Le protocole s’appuie sur des principes universels et quelques textes nationaux (en France, le décret de 1989 sur les préséances). Tout est préparé le plus en amont possible dans un grand degré de détail, vérifié et revérifié, mais il y a souvent des imprévus : un changement de programme au dernier moment, une délégation différente de celle annoncée, un besoin d’interprète inattendu. Le chef du Protocole et son équipe doivent trouver instantanément la bonne réponse.
Les protocoles français et américain sont-ils très différents ?
En France, le chef du Protocole a une position très privilégiée : il assure à la fois le protocole du président de la République, du Premier ministre et du gouvernement – alors que dans de nombreux pays le chef de l’État a un chef du protocole et le ministère des Affaires étrangères en a un autre. Il dirige une équipe dont une partie est au Quai d’Orsay et l’autre à l’Élysée. Pour l’organisation des activités internationales du chef de l’État, il a un pouvoir de coordination sur le petit groupe interministériel et multimétiers avec lequel il travaille au quotidien : aides de camp, presse, communication, sécurité, logistique, service de santé des armées. Il est un des directeurs du ministère des Affaires étrangères, avec accès direct au Président de la République.
Le chef du Protocole de la Maison Blanche est dans une situation beaucoup moins favorable. Il n’a aucune compétence pour organiser les déplacements internationaux du président des États-Unis ni les visites des chefs d’État étrangers. C’est la mission du Secret service, sécurité rapprochée du président, très autonome, ne relevant que de lui, mais décidant souverainement de ce qui est acceptable ou non en fonction du risque pour sa sécurité. L’assassinat de John Kennedy et la tentative d’attentat contre Ronald Reagan ont fait de ce service une entité très puissante, y compris lorsque le président se déplace à l’étranger et que sa sécurité est assurée par le pays qui l’accueille.
À Washington, le chef du Protocole, en général un ami personnel du président, est là pour d’organiser les réceptions, gérer les invitations et préparer les plans de table.
La réforme du protocole voulue par Jacques Chirac – les voitures des autorités s’arrêtent aux feux rouges et ces dernières prennent des avions de ligne – n’a pas duré très longtemps ?

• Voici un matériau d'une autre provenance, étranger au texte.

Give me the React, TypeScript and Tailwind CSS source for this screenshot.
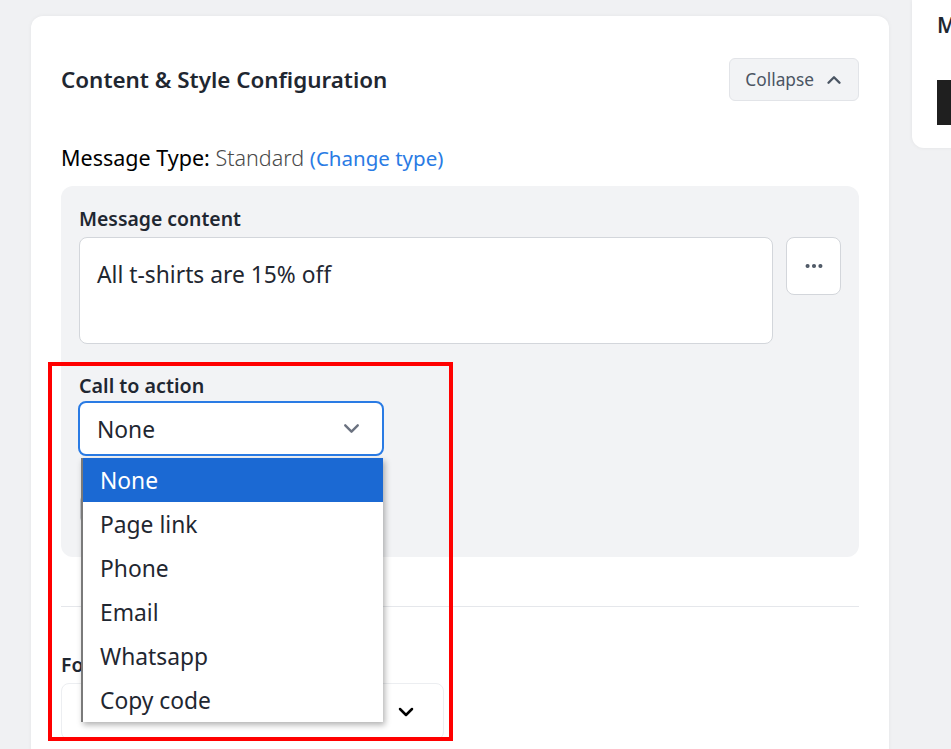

Lorsqu’il a pris ses fonctions à l’Élysée, Jacques Chirac considérait que le second septennat du président Mitterrand avait été marqué par une « dérive monarchique ». Élu sur le thème de la « fracture sociale » il voulait, pour le président et pour les plus hautes autorités de l’État, un protocole plus simple. Il décida que les présidents des Assemblées et les ministres se déplaceraient dans Paris en s’arrêtant aux feux rouges et interdit gyrophares et deux-tons. Pour ses déplacements à l’étranger, son intention était de prendre les vols de ligne, et il décida de dissoudre le GLAM, parc présidentiel de l’armée de l’air. Il remplaça la grande escorte à cheval de la Garde républicaine par une escorte motocycliste. À l’expérience, il se rendit compte qu’il n’était pas réaliste de renoncer aux vols spéciaux pour les visites officielles et, à l’exception, en tout début de mandat, d’un voyage en Concorde pour rendre visite à Bill Clinton, Jacques Chirac renonça à cette fausse bonne idée. Le GLAM réapparut rapidement sous un autre nom et, comme le faisait son prédécesseur, le président utilisait couramment le Falcon 900. La grande escorte à cheval fut rétablie par la suite, le roi du Maroc, invité en visite d’État, ayant fait savoir qu’il y tenait beaucoup…
L’arrêt aux feux rouges a été assez vite oublié, mais les cortèges sont moins bruyants. Comme l’avait décidé Jacques Chirac sur l’insistance du préfet de police, la moitié seulement des Champs-Élysées, et non plus l’avenue sur toute la largeur, est coupée lorsqu’un chef d’État va fleurir le tombeau du Soldat inconnu.